**DESCRIPTION OF THE TASK:** Pick out the lines below that contain the string "React" and copy them all.

★ ★ ★

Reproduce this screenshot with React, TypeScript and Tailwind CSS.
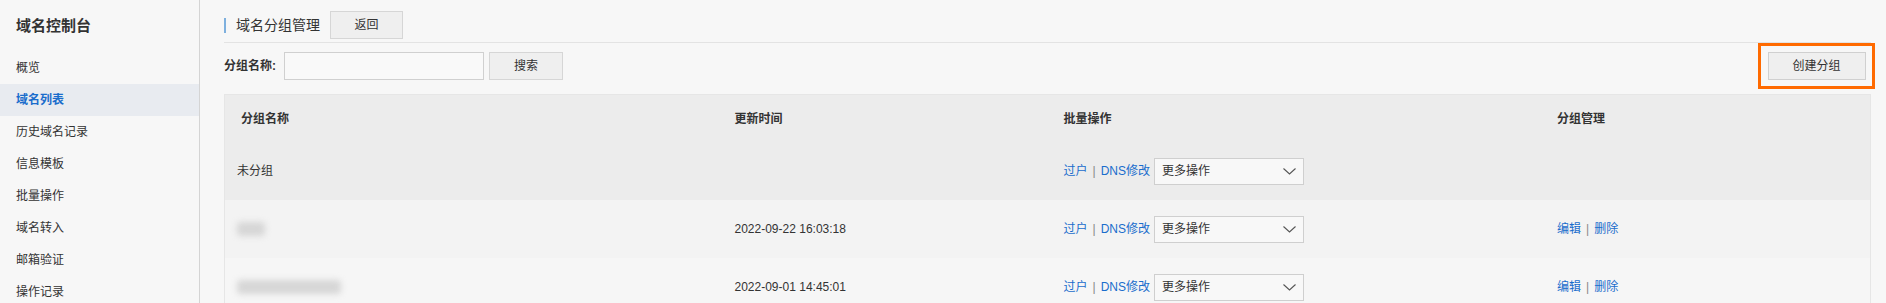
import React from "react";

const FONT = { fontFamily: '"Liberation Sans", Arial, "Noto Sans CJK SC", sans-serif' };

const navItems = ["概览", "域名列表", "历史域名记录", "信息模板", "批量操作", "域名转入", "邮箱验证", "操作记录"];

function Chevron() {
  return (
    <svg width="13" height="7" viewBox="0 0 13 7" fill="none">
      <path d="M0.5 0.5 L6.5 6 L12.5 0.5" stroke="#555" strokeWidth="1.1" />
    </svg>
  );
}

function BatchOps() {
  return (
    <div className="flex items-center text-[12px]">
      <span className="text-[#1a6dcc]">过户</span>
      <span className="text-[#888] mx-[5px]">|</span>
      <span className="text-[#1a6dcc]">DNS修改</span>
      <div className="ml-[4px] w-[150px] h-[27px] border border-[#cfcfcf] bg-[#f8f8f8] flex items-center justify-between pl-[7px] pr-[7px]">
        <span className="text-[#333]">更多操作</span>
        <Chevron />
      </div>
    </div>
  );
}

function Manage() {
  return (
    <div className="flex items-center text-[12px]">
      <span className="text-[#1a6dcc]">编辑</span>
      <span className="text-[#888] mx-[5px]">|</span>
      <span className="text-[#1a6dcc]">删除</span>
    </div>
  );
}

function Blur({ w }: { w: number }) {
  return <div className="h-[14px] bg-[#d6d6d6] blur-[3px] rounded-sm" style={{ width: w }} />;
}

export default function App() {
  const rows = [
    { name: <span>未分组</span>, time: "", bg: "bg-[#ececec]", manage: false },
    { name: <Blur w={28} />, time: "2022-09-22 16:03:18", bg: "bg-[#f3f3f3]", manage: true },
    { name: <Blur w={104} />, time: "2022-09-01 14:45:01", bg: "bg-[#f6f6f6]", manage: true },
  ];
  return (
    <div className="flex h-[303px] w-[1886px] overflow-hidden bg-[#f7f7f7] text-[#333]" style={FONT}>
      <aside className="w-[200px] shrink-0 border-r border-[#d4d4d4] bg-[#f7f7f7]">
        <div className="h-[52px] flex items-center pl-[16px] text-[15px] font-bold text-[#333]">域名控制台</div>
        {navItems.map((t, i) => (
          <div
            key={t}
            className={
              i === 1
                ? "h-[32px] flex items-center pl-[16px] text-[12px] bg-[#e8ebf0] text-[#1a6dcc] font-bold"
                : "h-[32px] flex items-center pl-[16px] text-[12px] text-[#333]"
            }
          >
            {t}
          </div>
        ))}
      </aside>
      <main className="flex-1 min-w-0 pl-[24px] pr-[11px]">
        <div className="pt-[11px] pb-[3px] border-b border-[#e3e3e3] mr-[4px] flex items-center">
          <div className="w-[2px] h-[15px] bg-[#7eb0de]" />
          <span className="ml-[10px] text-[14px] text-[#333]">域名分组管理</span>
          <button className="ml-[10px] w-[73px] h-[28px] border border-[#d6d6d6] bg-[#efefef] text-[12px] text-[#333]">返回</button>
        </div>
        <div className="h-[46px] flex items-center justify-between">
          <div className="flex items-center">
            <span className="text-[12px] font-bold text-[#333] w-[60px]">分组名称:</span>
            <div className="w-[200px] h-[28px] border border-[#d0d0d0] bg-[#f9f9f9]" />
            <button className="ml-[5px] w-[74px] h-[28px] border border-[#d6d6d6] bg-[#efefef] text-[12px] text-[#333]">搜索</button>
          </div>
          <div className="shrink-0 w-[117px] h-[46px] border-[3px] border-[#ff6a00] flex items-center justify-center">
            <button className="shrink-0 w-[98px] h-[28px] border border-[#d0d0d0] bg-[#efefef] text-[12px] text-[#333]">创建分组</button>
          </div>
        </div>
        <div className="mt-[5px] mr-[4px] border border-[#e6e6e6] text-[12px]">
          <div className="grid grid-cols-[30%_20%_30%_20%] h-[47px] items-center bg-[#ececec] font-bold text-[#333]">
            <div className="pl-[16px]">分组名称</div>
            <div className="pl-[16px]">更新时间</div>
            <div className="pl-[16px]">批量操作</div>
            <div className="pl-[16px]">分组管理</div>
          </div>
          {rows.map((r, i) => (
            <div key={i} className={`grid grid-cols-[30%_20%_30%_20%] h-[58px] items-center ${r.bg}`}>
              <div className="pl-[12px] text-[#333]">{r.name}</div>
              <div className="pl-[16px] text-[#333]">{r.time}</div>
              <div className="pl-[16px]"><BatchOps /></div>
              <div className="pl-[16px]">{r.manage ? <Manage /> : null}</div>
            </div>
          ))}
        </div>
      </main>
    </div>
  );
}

★ ★ ★

**WORKED ANSWER:**
Reproduce this screenshot with React, TypeScript and Tailwind CSS.
import React from "react";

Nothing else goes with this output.